■ **Collected data**

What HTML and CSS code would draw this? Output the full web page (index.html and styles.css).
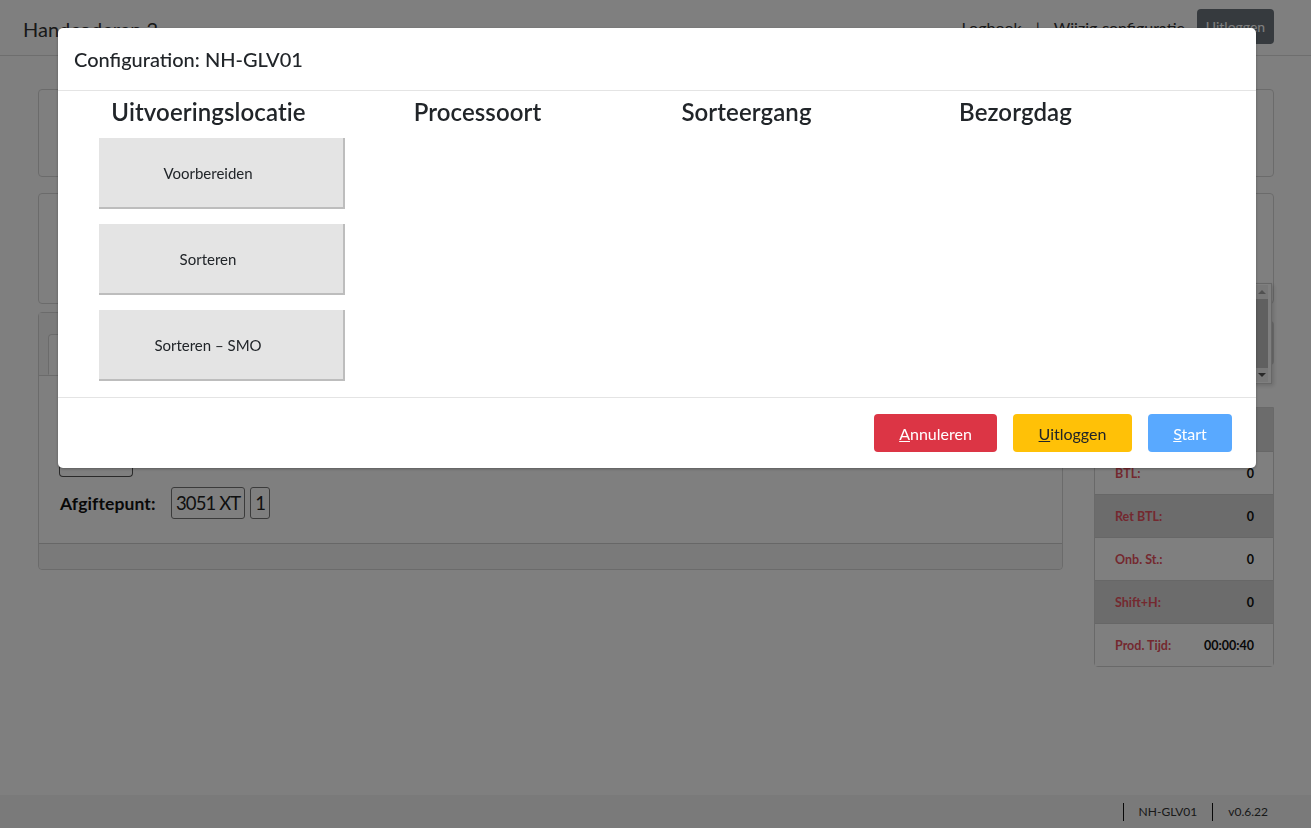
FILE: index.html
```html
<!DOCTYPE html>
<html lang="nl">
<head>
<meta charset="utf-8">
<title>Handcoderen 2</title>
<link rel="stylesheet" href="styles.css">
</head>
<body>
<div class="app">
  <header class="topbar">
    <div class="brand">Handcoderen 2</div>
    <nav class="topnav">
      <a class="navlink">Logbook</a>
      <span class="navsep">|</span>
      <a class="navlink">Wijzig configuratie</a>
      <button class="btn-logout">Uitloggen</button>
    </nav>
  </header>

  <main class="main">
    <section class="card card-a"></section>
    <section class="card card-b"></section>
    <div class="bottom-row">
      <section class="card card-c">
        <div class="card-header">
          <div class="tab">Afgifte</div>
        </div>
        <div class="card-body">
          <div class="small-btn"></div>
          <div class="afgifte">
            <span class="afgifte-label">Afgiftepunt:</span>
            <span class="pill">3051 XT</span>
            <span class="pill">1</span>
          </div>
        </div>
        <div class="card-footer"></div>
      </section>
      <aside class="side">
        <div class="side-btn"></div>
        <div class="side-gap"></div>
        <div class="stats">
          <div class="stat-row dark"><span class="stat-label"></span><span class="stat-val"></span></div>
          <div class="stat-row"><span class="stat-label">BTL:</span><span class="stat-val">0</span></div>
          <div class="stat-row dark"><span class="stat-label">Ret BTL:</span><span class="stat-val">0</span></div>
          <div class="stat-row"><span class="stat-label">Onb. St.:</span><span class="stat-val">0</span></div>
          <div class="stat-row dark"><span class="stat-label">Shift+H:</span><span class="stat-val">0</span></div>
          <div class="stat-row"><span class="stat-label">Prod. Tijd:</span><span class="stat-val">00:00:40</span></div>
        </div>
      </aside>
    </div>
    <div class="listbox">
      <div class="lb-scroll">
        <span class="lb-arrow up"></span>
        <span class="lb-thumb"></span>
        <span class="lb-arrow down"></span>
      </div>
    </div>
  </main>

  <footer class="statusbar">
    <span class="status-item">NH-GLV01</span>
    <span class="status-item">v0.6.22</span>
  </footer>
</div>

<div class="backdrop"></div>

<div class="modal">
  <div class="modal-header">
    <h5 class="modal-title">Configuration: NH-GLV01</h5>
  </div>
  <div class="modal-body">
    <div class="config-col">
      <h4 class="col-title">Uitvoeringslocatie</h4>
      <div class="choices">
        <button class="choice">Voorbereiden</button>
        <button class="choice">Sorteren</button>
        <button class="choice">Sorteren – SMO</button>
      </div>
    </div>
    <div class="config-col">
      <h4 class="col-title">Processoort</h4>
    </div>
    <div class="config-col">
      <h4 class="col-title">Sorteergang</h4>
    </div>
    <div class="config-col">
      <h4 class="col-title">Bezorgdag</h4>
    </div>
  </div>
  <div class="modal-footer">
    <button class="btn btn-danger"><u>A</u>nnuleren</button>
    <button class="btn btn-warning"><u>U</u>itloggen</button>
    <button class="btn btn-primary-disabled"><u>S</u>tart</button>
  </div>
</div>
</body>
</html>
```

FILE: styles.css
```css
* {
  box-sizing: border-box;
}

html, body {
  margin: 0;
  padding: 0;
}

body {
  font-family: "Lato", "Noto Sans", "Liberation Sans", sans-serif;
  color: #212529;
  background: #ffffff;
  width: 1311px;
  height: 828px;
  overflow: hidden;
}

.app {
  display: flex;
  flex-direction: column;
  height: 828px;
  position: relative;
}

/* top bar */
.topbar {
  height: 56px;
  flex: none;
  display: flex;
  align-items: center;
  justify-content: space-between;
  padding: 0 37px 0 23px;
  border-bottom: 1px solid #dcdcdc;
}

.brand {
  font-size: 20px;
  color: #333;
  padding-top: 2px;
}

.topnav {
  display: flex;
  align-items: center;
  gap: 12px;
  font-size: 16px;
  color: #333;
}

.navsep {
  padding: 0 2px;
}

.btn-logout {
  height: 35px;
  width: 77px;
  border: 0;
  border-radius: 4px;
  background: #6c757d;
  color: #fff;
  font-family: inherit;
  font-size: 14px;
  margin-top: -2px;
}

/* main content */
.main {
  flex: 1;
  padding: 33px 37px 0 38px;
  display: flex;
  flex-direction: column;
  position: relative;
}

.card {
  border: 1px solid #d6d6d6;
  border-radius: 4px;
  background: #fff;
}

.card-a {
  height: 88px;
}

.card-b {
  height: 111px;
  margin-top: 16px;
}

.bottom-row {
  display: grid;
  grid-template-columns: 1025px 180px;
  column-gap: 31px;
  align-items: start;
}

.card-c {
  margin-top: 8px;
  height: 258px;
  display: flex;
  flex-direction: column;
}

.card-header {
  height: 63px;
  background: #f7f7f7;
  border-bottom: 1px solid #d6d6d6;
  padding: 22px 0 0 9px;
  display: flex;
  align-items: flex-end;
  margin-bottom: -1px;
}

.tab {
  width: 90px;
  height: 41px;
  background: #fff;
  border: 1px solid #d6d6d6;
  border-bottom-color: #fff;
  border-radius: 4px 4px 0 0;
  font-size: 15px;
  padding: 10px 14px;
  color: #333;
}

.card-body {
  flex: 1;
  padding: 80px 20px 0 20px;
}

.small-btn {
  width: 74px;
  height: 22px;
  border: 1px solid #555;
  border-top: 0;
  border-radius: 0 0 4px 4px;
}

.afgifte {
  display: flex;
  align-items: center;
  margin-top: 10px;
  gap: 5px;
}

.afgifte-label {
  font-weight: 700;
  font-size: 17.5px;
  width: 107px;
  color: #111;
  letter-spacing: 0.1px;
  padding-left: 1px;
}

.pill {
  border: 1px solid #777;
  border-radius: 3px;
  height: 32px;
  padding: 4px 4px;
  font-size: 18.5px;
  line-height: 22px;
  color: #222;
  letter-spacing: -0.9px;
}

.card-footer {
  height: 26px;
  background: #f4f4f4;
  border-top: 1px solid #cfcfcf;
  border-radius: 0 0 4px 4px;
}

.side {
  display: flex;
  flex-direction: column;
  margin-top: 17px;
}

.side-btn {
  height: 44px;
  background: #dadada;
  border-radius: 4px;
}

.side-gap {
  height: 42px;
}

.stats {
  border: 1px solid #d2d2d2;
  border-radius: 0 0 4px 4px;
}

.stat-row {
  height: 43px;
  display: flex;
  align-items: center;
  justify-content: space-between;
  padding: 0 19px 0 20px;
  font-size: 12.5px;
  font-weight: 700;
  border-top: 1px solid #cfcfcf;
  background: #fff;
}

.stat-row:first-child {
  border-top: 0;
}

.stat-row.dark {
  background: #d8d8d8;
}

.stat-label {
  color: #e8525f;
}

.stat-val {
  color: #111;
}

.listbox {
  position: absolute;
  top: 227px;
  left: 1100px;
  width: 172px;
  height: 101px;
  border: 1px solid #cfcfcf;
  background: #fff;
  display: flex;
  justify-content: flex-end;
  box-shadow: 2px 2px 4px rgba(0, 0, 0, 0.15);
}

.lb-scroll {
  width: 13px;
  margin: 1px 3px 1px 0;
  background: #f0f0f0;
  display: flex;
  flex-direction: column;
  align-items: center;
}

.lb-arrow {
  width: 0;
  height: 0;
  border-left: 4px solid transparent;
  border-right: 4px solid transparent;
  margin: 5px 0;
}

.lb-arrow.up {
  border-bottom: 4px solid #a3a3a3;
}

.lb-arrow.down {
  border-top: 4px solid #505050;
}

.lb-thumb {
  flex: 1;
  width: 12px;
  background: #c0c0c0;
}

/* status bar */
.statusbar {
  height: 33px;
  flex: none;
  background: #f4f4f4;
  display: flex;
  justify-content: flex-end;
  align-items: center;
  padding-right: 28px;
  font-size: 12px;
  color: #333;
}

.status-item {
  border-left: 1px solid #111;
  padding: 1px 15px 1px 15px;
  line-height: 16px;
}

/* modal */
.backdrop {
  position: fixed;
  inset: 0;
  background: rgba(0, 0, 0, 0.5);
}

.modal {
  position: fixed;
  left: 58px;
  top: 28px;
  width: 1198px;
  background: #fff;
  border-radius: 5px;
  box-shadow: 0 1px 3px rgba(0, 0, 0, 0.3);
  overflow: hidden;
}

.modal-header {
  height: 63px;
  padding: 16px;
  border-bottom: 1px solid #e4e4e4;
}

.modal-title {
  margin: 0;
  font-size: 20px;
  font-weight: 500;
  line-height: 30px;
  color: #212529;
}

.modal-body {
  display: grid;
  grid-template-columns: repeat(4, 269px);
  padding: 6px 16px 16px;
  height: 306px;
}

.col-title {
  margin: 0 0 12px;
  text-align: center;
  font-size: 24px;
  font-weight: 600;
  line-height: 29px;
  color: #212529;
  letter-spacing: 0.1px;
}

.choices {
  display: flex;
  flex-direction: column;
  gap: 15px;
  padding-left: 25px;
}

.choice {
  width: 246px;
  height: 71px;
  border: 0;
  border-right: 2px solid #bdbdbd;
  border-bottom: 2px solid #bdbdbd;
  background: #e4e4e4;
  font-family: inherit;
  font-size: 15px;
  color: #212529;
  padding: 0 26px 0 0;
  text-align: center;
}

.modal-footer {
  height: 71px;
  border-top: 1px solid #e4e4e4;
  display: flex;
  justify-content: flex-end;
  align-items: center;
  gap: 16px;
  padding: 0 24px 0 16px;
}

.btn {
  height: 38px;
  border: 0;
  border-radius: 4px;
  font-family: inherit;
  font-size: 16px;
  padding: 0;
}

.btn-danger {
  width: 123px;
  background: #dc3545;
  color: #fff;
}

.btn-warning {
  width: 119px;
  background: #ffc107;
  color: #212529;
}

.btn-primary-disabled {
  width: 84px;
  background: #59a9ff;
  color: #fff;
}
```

■ **Description of the task**
What is the number of lines in the data that hold the string "index"? Answer with the number only.

■ **Solution for this exercise**
2